With the ACT, Victoria and NSW all experiencing COVID-19 outbreaks, the national discussion about the level of vaccine coverage required to open borders has been unfolding since the rollout began in February.
At Friday’s national cabinet meeting, ACT Chief Minister Andrew Barr said the discussion focused on the “significant risks” associated with reopening at 70 per cent vaccine coverage as per one stage of the Doherty Institute Modelling Report.
“Let’s stop talking about 70 because it’s not safe at 70, but 80 is the more realistic step,” Mr Barr said today.
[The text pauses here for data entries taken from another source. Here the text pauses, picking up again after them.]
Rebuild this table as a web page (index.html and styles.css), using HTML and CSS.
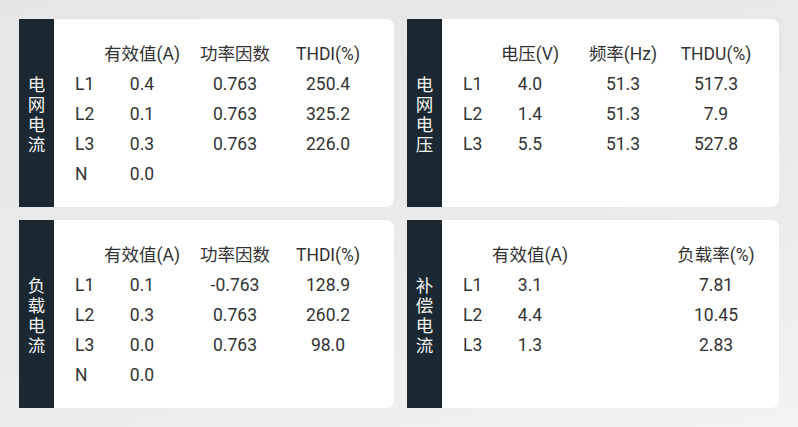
FILE: index.html
```html
<!DOCTYPE html>
<html lang="zh-CN">
<head>
<meta charset="utf-8">
<title>电能质量</title>
<link rel="stylesheet" href="styles.css">
</head>
<body>
<div class="board">
  <section class="card">
    <div class="side"><span class="side-text">电网电流</span></div>
    <div class="table">
      <div></div><div class="c">有效值(A)</div><div class="c">功率因数</div><div class="c">THDI(%)</div>
      <div>L1</div><div class="c">0.4</div><div class="c">0.763</div><div class="c">250.4</div>
      <div>L2</div><div class="c">0.1</div><div class="c">0.763</div><div class="c">325.2</div>
      <div>L3</div><div class="c">0.3</div><div class="c">0.763</div><div class="c">226.0</div>
      <div>N</div><div class="c">0.0</div><div></div><div></div>
    </div>
  </section>
  <section class="card">
    <div class="side"><span class="side-text">电网电压</span></div>
    <div class="table">
      <div></div><div class="c">电压(V)</div><div class="c">频率(Hz)</div><div class="c">THDU(%)</div>
      <div>L1</div><div class="c">4.0</div><div class="c">51.3</div><div class="c">517.3</div>
      <div>L2</div><div class="c">1.4</div><div class="c">51.3</div><div class="c">7.9</div>
      <div>L3</div><div class="c">5.5</div><div class="c">51.3</div><div class="c">527.8</div>
    </div>
  </section>
  <section class="card">
    <div class="side"><span class="side-text">负载电流</span></div>
    <div class="table">
      <div></div><div class="c">有效值(A)</div><div class="c">功率因数</div><div class="c">THDI(%)</div>
      <div>L1</div><div class="c">0.1</div><div class="c">-0.763</div><div class="c">128.9</div>
      <div>L2</div><div class="c">0.3</div><div class="c">0.763</div><div class="c">260.2</div>
      <div>L3</div><div class="c">0.0</div><div class="c">0.763</div><div class="c">98.0</div>
      <div>N</div><div class="c">0.0</div><div></div><div></div>
    </div>
  </section>
  <section class="card">
    <div class="side"><span class="side-text">补偿电流</span></div>
    <div class="table">
      <div></div><div class="c">有效值(A)</div><div></div><div class="c">负载率(%)</div>
      <div>L1</div><div class="c">3.1</div><div></div><div class="c">7.81</div>
      <div>L2</div><div class="c">4.4</div><div></div><div class="c">10.45</div>
      <div>L3</div><div class="c">1.3</div><div></div><div class="c">2.83</div>
    </div>
  </section>
</div>
</body>
</html>
```

FILE: styles.css
```css
* { box-sizing: border-box; }
html, body {
  margin: 0;
  padding: 0;
  width: 798px;
  height: 427px;
  overflow: hidden;
}
body {
  background: linear-gradient(165deg, #e6e6e6 0%, #eaeaea 55%, #f2f2f2 100%);
  font-family: Roboto, "Noto Sans CJK SC", sans-serif;
  color: #333;
}
.board {
  display: grid;
  grid-template-columns: 375px 372px;
  grid-template-rows: 188px 188px;
  column-gap: 13px;
  row-gap: 13px;
  padding: 19px;
}
.card {
  display: flex;
  background: #fff;
  border-radius: 0 8px 8px 0;
  overflow: hidden;
}
.side {
  width: 35px;
  flex: none;
  background: #1b2831;
  color: #f2f2f2;
  display: flex;
  align-items: center;
  justify-content: center;
}
.side-text {
  width: 18px;
  font-family: "Noto Sans CJK SC", sans-serif;
  font-size: 17.5px;
  line-height: 20px;
  word-break: break-all;
  text-align: center;
  padding-top: 1px;
}
.table {
  display: grid;
  grid-template-columns: 20.5px 93px 93px 93px;
  grid-auto-rows: 30px;
  padding: 20px 0 0 21px;
  font-size: 17.5px;
  line-height: 30px;
  white-space: nowrap;
}
.table > div { height: 30px; }
.c { text-align: center; }
```
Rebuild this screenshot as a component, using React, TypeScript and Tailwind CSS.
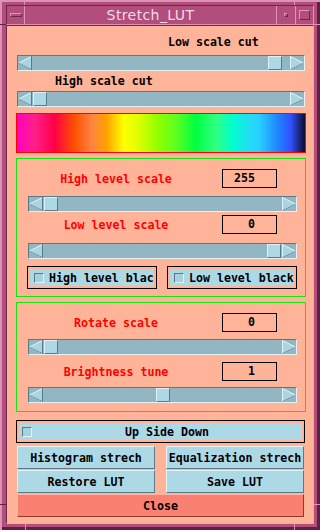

“There’s a massive risk at 70 per cent and, no, states and territories won’t be able to come to the rescue of one another.
“It doesn’t matter which set of modelling you look at, once the nation opens up there’s going to be cases, there’s going to be hospitalisations, and there’s going to be people in intensive care in numbers that Australians might find very uncomfortable.”
Mr Barr’s remarks come as the Federal Government continues to advocate for the reopening of state borders and lockdowns to reduce at 70 and 80 per cent national vaccination coverage.
Commonwealth Treasurer Josh Frydenberg has said state and territory governments would not receive the same levels of lockdown support when the thresholds were met.
“As vaccination rates continue to increase, and more supply comes online, we have to change the national conversation from one of fear about getting the virus to one of living safely and realistically with it,” Mr Frydenberg said.
“If we don’t open up as planned and agreed, the economic scarring will be severe. Small businesses will close. Jobs will be lost. The mental health of Australians will suffer.
“We owe it to every small business owner to ensure costly lockdowns do not last a single day longer than necessary.”
According to Mr Frydenberg, the decline in economic activity caused by lockdowns in the ACT, NSW and Victoria is currently running at around $2 billion a week, with Commonwealth fiscal support running at over $1 billion a week.
The national plan does not prohibit lockdowns beyond 80 per cent if jurisdictions reach that target before the whole country does so, as will be expected for the ACT.
Mr Barr said protections exist within the plan to allow jurisdictions who reach the 80 per cent marker prior to others to keep their borders closed.
“The national plan has an in-built protection that it requires both the nation and the jurisdiction to both be beyond those thresholds before you would step to the next stage.”